Если в XII или XIII в. инквизиционный процесс развивался главным образом в канонических судах, то впоследствии он был воспринят и средневековой светской властью континентальной Европы. В наиболее завершенном виде чисто инквизиционная модель уголовного процесса предстала на рубеже Нового времени – в германском Уголовном уложении Карла V 1532 г. (знаменитой Каролине) и французском Уголовном ордонансе Людовика XIV 1670 г. Скажем, по Ордонансу уголовный процесс начинался со стадии дознания (information), когда судья-следователь, получив жалобу или сообщение прокурора, собирал доказательства, прежде всего пытаясь добиться признания вины обвиняемым, которого он с этой целью допрашивал без присяги в отсутствие защитника. После чего «мелкие» дела рассматривались по существу, а по делам о тяжких преступлениях открывалась стадия предварительного следствия. Его вел тот же судья-следователь (lieutenant criminel), который должен был тайно передопросить свидетелей и произвести их очную ставку с обвиняемым. При некоторых условиях он мог прибегнуть и к пытке.

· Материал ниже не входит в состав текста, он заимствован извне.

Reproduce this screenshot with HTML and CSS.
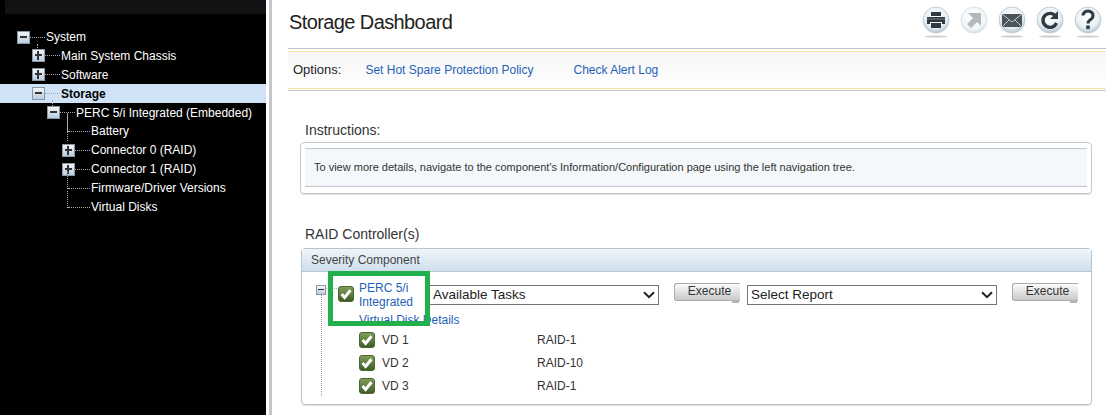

После предварительного следствия дело передавалось в коллегиальный суд (в его состав входил все тот же судья-следователь). Во время негласного судебного разбирательства подсудимый вновь подвергался допросу, в ходе которого мог представить средства своей защиты. В определенных случаях здесь опять-таки допускалась пытка. Приговор выносился на основании собранных доказательств, делившихся на три категории. Так называемые «явные доказательства» (письменные документы, признание, точные показания двух свидетелей) абсолютно связывали судей при принятии решения. «Полудоказательства» являлись недостаточными для осуждения, но давали суду право на пытку. «Несовершенные доказательства» оставляли лишь возможность применить арест в качестве меры пресечения. Обвиняемый мог быть не только осужден или оправдан, но и «оставлен в подозрении», что сохраняло возможность нового уголовного преследования по тому же делу при появлении новых доказательств.